Other grey market goods in China are purchased directly by consumers, either while traveling overseas, or from foreign reseller sites like eBay or Amazon or Walmart. Grey market goods can also be found on Chinese e-commerce sites like Taobao and 1688.com; these goods are usually purchased “on spec” overseas and then resold in China. Baby formula and iPhones have, at various times, been popular grey market goods in China.
Grey market goods are legal in China, or at least are not considered to be an infringement of the brand owner’s IP rights.

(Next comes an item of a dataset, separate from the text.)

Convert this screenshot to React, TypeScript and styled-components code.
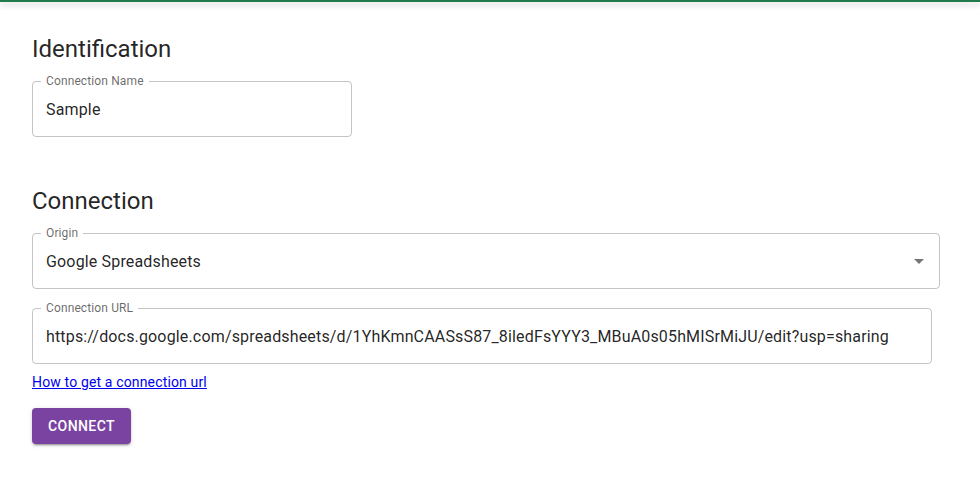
import React from "react";
import styled, { createGlobalStyle } from "styled-components";

const Global = createGlobalStyle`
  html, body { margin: 0; padding: 0; background: #fff; }
  body { font-family: Roboto, "Liberation Sans", Arial, sans-serif; color: rgba(0,0,0,0.87); }
  * { box-sizing: border-box; }
`;

const TopBar = styled.div`
  height: 2px;
  background: #1f7a4c;
  box-shadow: 0 2px 4px -1px rgba(0,0,0,0.2), 0 4px 5px 0 rgba(0,0,0,0.14), 0 1px 10px 0 rgba(0,0,0,0.12);
`;

const Page = styled.main`
  display: flex;
  flex-direction: column;
  align-items: flex-start;
  padding: 31px 32px 40px 32px;
`;

const Heading = styled.h5<{ $top?: number }>`
  margin: ${(p) => p.$top ?? 0}px 0 0 0;
  font-size: 24px;
  font-weight: 400;
  line-height: 32px;
  letter-spacing: 0;
  color: rgba(0,0,0,0.87);
`;

const FieldBox = styled.div<{ $width: number; $top: number }>`
  position: relative;
  width: ${(p) => p.$width}px;
  height: 56px;
  margin-top: ${(p) => p.$top}px;
  border: 1px solid rgba(0,0,0,0.23);
  border-radius: 4px;
  display: flex;
  align-items: center;
  padding: 0 13px;
`;

const FloatLabel = styled.label`
  position: absolute;
  top: -9px;
  left: 8px;
  padding: 0 5px;
  background: #fff;
  font-size: 12px;
  line-height: 16px;
  color: rgba(0,0,0,0.6);
  letter-spacing: 0.01em;
`;

const Value = styled.span`
  font-size: 16px;
  line-height: 23px;
  letter-spacing: 0.01em;
  color: rgba(0,0,0,0.87);
  white-space: nowrap;
  flex: 1;
`;

const Arrow = styled.svg`
  width: 24px;
  height: 24px;
  fill: rgba(0,0,0,0.54);
  margin-right: -5px;
`;

const HelpLink = styled.a`
  margin-top: 10px;
  font-size: 14px;
  line-height: 16px;
  letter-spacing: 0.15px;
  color: #0000ee;
  text-decoration: underline;
`;

const Button = styled.button`
  margin-top: 18px;
  height: 36px;
  padding: 0 16px;
  border: none;
  border-radius: 4px;
  background: #7b43a1;
  color: #fff;
  font-family: Roboto, "Liberation Sans", Arial, sans-serif;
  font-size: 14px;
  font-weight: 500;
  letter-spacing: 0.03em;
  text-transform: uppercase;
  box-shadow: 0 3px 1px -2px rgba(0,0,0,0.2), 0 2px 2px 0 rgba(0,0,0,0.14), 0 1px 5px 0 rgba(0,0,0,0.12);
  cursor: pointer;
`;

export default function App() {
  return (
    <>
      <Global />
      <TopBar />
      <Page>
        <Heading>Identification</Heading>
        <FieldBox $width={320} $top={16}>
          <FloatLabel>Connection Name</FloatLabel>
          <Value>Sample</Value>
        </FieldBox>
        <Heading $top={48}>Connection</Heading>
        <FieldBox $width={908} $top={16}>
          <FloatLabel>Origin</FloatLabel>
          <Value>Google Spreadsheets</Value>
          <Arrow viewBox="0 0 24 24">
            <path d="M7 10l5 5 5-5z" />
          </Arrow>
        </FieldBox>
        <FieldBox $width={900} $top={19}>
          <FloatLabel>Connection URL</FloatLabel>
          <Value>https://docs.google.com/spreadsheets/d/1YhKmnCAASsS87_8iledFsYYY3_MBuA0s05hMISrMiJU/edit?usp=sharing</Value>
        </FieldBox>
        <HelpLink href="#">How to get a connection url</HelpLink>
        <Button>Connect</Button>
      </Page>
    </>
  );
}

On a certain level, foreign brand owners might not be all that concerned about grey market imports in China – a luxury shoe company gets paid whether its pumps are bought in Shanghai, or bought in Las Vegas and then shipped or taken to Shanghai and resold. But for several reasons, there should still be concern. First, the luxury shoe company may want to be seen as cooperating with the Chinese government on tax and customs issues. Second, having to deal with so many purchases by Chinese travelers overseas can distort the company’s worldwide marketing and revenue stream. Third, the reselling of their shoes increases the amount of intermediation between brands and their consumers, which is exactly the opposite of what most consumer goods companies typically want. How can you market to customers when you don’t interact much with them? And how can you control your brand identity when you are not the seller?